Aksiyomlar, tanımlar ve onlardan türetilen metafiziksel önermelerden oluşan dizgeye (sisteme) metafizik kuram diyoruz. Metafizik kuramın önermelerinde geçen ilkel terimlerin anlamları, bir yandan aksiyomlarla öbür yandan sağduyu ve sezgilerimizle kavranabilen somut örnekler verilerek açıklanır.
Felsefe tarihinden anlaşıldığı gibi, ortaya konulmuş metafizik dizgelerin aksiyomları, bazen açık olarak dile getirilmiş çoğu kez de örtük öndayanaklar olarak ele alınmıştır. Birinci türden kuramların dile getirildiği yapıtların en çarpıcı örneği, Benedictus de Spinoza’nin Etika adlı kitabıdır. Bu yapıt ardı ardına gelen tanımlar, aksiyomlar ve bunlardan türetilen önermelerden oluşmaktadır. İkinci türden kuramların dile getirildiği yapıtlara örnek olarak da Aristoteles’in Kategoriler ve Metafizik adlı kitaplarını verebiliriz.
TÜMEL VE TİKEL KATEGORİLERİ
Varolan, Varolabilen ve Varolmayan Şeyler:
- Varolan şeylere varlık, varolabilen şeylere de olanaklı şey diyoruz.
- varolması olanaksız şeylere de yer verilir. Bu şeylere olanaksız şey denir.
Bütün (olanaklı) şeyler iki temel ontolojik ilişkiye dayanarak sınıflanır.
- Örnekleme İlişkisi: A şeyi B şeyini örnekler ise, B şeyi de A şeyi ile örneklenir. Bir türün varolan örnekleyenlerinin kümesine o türün kaplamı denir. Buna göre bir türün varolan örnekleyenleri, türün kaplamının öğeleri ile özdeştir. Tümel şey, kısaca tümel, varolan ve/veya olanaklı örnekleyeni bulunan bir şeydir. Tikel şey, kısaca tikel, varolan ya da olanaklı örnekleyeni bulunmayan şey demektir.

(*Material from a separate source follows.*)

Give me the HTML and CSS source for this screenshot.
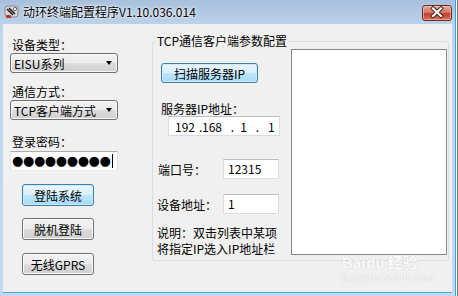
FILE: index.html
```html
<!DOCTYPE html>
<html lang="zh-CN">
<head>
  <meta charset="UTF-8" />
  <title>动环终端配置程序</title>
  <link rel="stylesheet" href="styles.css">
</head>
<body>
  <div class="screen">
    <div class="window">
      <div class="titlebar">
        <svg class="app-icon" width="16" height="16" viewBox="0 0 16 16">
          <rect x="1" y="2" width="13" height="11" rx="3" fill="#d8d8d8" stroke="#8a8a8a"/>
          <path d="M3 5 L9 11 M5 4 L11 10" stroke="#222" stroke-width="1.6"/>
          <circle cx="11" cy="5" r="1.6" fill="#fff" stroke="#666"/>
          <rect x="2" y="11" width="5" height="3" rx="1" fill="#c0302a"/>
        </svg>
        <span class="title">动环终端配置程序V1.10.036.014</span>
        <div class="close">
          <svg width="30" height="15" viewBox="0 0 30 15">
            <path d="M11 3.5 L19 11 M19 3.5 L11 11" stroke="#4b1a16" stroke-width="4" stroke-linecap="square"/>
            <path d="M11 3.5 L19 11 M19 3.5 L11 11" stroke="#fff" stroke-width="2.2" stroke-linecap="square"/>
          </svg>
        </div>
      </div>

      <div class="client">
        <div class="side">
          <div class="label">设备类型：</div>
          <div class="combo">EISU系列<span class="arrow"></span></div>
          <div class="label label-2">通信方式：</div>
          <div class="combo">TCP客户端方式<span class="arrow"></span></div>
          <div class="label label-3">登录密码：</div>
          <div class="password"><span class="dots">●●●●●●●●●</span><span class="caret"></span></div>
          <button class="btn btn-blue btn-login">登陆系统</button>
          <button class="btn btn-offline">脱机登陆</button>
          <button class="btn btn-gprs">无线GPRS</button>
        </div>

        <fieldset class="group">
          <legend>TCP通信客户端参数配置</legend>
          <div class="group-left">
            <button class="btn btn-blue scan">扫描服务器IP</button>
            <div class="ip-label">服务器IP地址：</div>
            <div class="ip-box">
              <span class="seg seg-1">192</span><span class="dot">.</span><span class="seg seg-2">168</span><span class="dot dot-2">.</span><span class="seg seg-3">1</span><span class="dot dot-3">.</span><span class="seg">1</span>
            </div>
            <div class="field-row row-port">
              <span class="field-label">端口号：</span>
              <div class="text-box">12315</div>
            </div>
            <div class="field-row row-addr">
              <span class="field-label addr-label">设备地址：</span>
              <div class="text-box">1</div>
            </div>
            <div class="note">说明：双击列表中某项<br>将指定IP选入IP地址栏</div>
          </div>
          <div class="listbox"></div>
        </fieldset>
      </div>
    </div>
    <div class="backdrop"></div>

    <div class="watermark">
      <div class="wm-top">Bai<span class="wm-du">du</span>经验</div>
      <div class="wm-url">jingyan.baidu.com</div>
    </div>
  </div>
</body>
</html>
```

FILE: styles.css
```css
* {
  box-sizing: border-box;
}

body {
  margin: 0;
  width: 458px;
  height: 296px;
  overflow: hidden;
  font-family: "Noto Sans CJK SC", sans-serif;
  font-size: 12px;
  color: #000;
  background: #fff;
}

.screen {
  position: relative;
  display: flex;
  height: 296px;
}

.window {
  width: 455px;
  height: 296px;
  display: flex;
  flex-direction: column;
  padding: 0 3px 3px 3px;
  background: linear-gradient(#a7c0dc, #c0d6ee 30px, #c4d9ef);
}

.titlebar {
  height: 24px;
  margin: 0 -3px;
  padding: 0 3px 0 4px;
  display: flex;
  align-items: center;
  flex-shrink: 0;
}

.title {
  margin-left: 3px;
  line-height: 14px;
  text-shadow: 0 0 4px #fff, 0 0 2px #fff;
}

.close {
  margin-left: auto;
  margin-top: 1px;
  width: 30px;
  height: 16px;
  border: 1px solid #6e2a24;
  border-radius: 3px;
  background: linear-gradient(#e8a595, #d47a68 45%, #c4412e 55%, #d3735e);
  box-shadow: inset 0 0 0 1px rgba(255, 220, 210, 0.5);
}

.close svg {
  display: block;
  margin: -1px 0 0 -1px;
}

.client {
  flex: 1;
  display: flex;
  background: #f0f0f0;
  border-bottom: 1px solid #4fa6d8;
}

.side {
  width: 115px;
  padding: 14px 0 0 7px;
  display: flex;
  flex-direction: column;
  align-items: flex-start;
}

.label {
  line-height: 14px;
  margin-left: 2px;
}

.label-2 {
  margin-top: 12px;
}

.label-3 {
  margin-top: 15px;
}

.combo {
  width: 108px;
  height: 20px;
  margin-top: 1px;
  display: flex;
  align-items: center;
  padding-left: 3px;
  border: 1px solid #707070;
  border-radius: 3px;
  background: linear-gradient(#f2f2f2, #ebebeb 50%, #dddddd 50%, #cfcfcf);
  box-shadow: inset 0 0 0 1px #f8f8f8;
  white-space: nowrap;
}

.arrow {
  margin-left: auto;
  margin-right: 5px;
  width: 0;
  height: 0;
  border-left: 3.5px solid transparent;
  border-right: 3.5px solid transparent;
  border-top: 4px solid #000;
}

.password {
  width: 108px;
  height: 20px;
  margin-top: 2px;
  display: flex;
  align-items: center;
  overflow: hidden;
  background: #fff;
  border: 1px solid #abadb3;
  border-color: #abadb3 #e2e3ea #e3e9ef #e2e3ea;
}

.dots {
  font-family: "DejaVu Sans", sans-serif;
  font-size: 13px;
  line-height: 14px;
  margin-left: 1px;
  letter-spacing: -0.4px;
  white-space: nowrap;
}

.caret {
  width: 1px;
  height: 14px;
  background: #000;
  margin-left: 1px;
}

.btn {
  font-family: inherit;
  font-size: 12px;
  color: #000;
  padding: 0;
  width: 72px;
  height: 22px;
  margin-left: 12px;
  border: 1px solid #707070;
  border-radius: 3px;
  background: linear-gradient(#f2f2f2, #ebebeb 50%, #dddddd 50%, #cfcfcf);
  box-shadow: inset 0 0 0 1px #fbfbfb;
}

.btn-blue {
  border-color: #3c7fb1;
  background: linear-gradient(#eaf6fd, #d9f0fc 50%, #bee6fd 50%, #a7d9f5);
  box-shadow: inset 0 0 0 1px #cfeafb;
}

.btn-login {
  margin-top: 13px;
}

.btn-offline {
  margin-top: 12px;
}

.btn-gprs {
  margin-top: 13px;
}

.group {
  margin: 10px 0 0 34px;
  width: 297px;
  height: 227px;
  padding: 0 1px 0 0;
  min-width: 0;
  display: flex;
  border: 1px solid #d5dfe5;
  border-radius: 3px;
}

.group legend {
  margin-left: 3px;
  padding: 0 1px;
  line-height: 14px;
}

.group-left {
  width: 138px;
  display: flex;
  flex-direction: column;
  align-items: flex-start;
}

.scan {
  width: 97px;
  height: 20px;
  margin: 15px 0 0 8px;
}

.ip-label {
  margin: 19px 0 0 8px;
  line-height: 14px;
}

.ip-box {
  width: 112px;
  height: 20px;
  margin: 0 0 0 15px;
  padding-left: 6px;
  display: flex;
  align-items: center;
  background: #fff;
  border: 1px solid #d9dde3;
  border-top-color: #b9bdc4;
  white-space: nowrap;
}

.seg,
.dot {
  flex-shrink: 0;
}

.seg-1,
.seg-2 {
  width: 24px;
}

.dot {
  width: 3px;
}

.dot-2 {
  width: 8px;
  text-align: right;
}

.seg-3 {
  width: 13px;
  text-align: right;
}

.dot-3 {
  width: 21px;
  text-align: center;
}

.field-row {
  display: flex;
  align-items: center;
  height: 20px;
}

.row-port {
  margin-top: 23px;
}

.row-addr {
  margin-top: 15px;
}

.field-label {
  width: 65px;
  margin-left: 5px;
  white-space: nowrap;
}

.addr-label {
  width: 66px;
  margin-left: 4px;
}

.text-box {
  width: 56px;
  height: 20px;
  padding-left: 4px;
  line-height: 18px;
  background: #fff;
  border: 1px solid #d9dde3;
  border-top-color: #b9bdc4;
}

.note {
  margin: 11px 0 0 4px;
  line-height: 16px;
  white-space: nowrap;
}

.listbox {
  width: 156px;
  height: 206px;
  margin-top: 1px;
  background: #fff;
  border: 1px solid #828790;
}

.backdrop {
  width: 3px;
  border-left: 1px solid #39a3da;
  background: linear-gradient(to right, #f4f8fb 1px, #6f7f8f 1px);
}

.watermark {
  position: absolute;
  left: 342px;
  top: 254px;
  color: #fff;
  opacity: 0.8;
  text-shadow: 0 0 1px #c8c8c8, 0 0 1px #c8c8c8;
  font-family: "Liberation Sans", sans-serif;
}

.wm-top {
  font-size: 15px;
  font-weight: bold;
  line-height: 17px;
  font-family: "Liberation Sans", "Noto Sans CJK SC", sans-serif;
}

.wm-du {
  margin: 0 3px 0 1px;
}

.wm-url {
  font-size: 11px;
  line-height: 12px;
  letter-spacing: 0.2px;
}
```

- Ait Olma İlişkisi ve Söyleme İlişkisi: “A şeyi B şeyine aittir” demek, “A tikel olup B’nin örnekleyenidir veya A tümel olup B cinsinin türüdür” demektir. Ya da “B, A şeyi için söylenir” demek, “A şeyi B şeyine aittir” demektir.

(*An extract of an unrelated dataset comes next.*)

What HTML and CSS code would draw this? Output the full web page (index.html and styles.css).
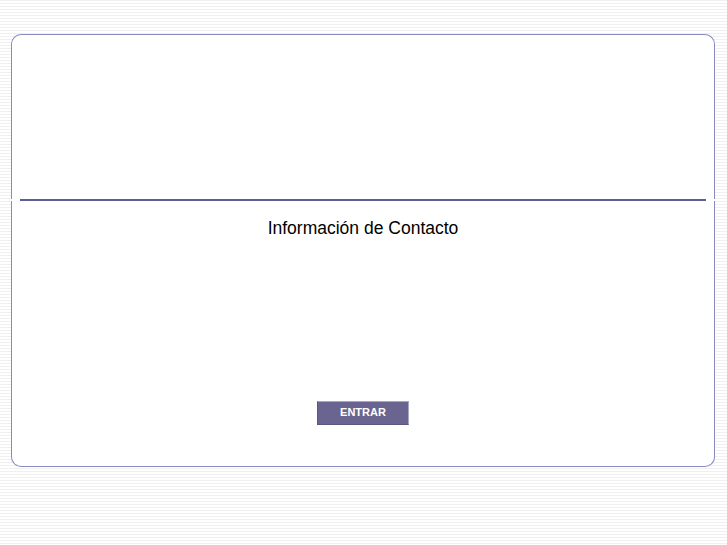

Taşıma İlişkisi ve Tikel Özellikler
- “A şeyi bir tikel özelliktir” demek, “A şeyi bir şey tarafından taşı nır, yani A’nın bir taşıyıcısı bulunur” demektir. Birden çok sayıda şey tarafından taşınabilen özelliklere yinelenebilen tikel özellikler, yalnız bir şey tarafından taşınabilen özelliklere ise yinelenemeyen tikel özellikler (trop) denir. Bir tikel özelliğin varolan taşıyıcılarının kümesine tikel özelliğin kaplamı diyoruz.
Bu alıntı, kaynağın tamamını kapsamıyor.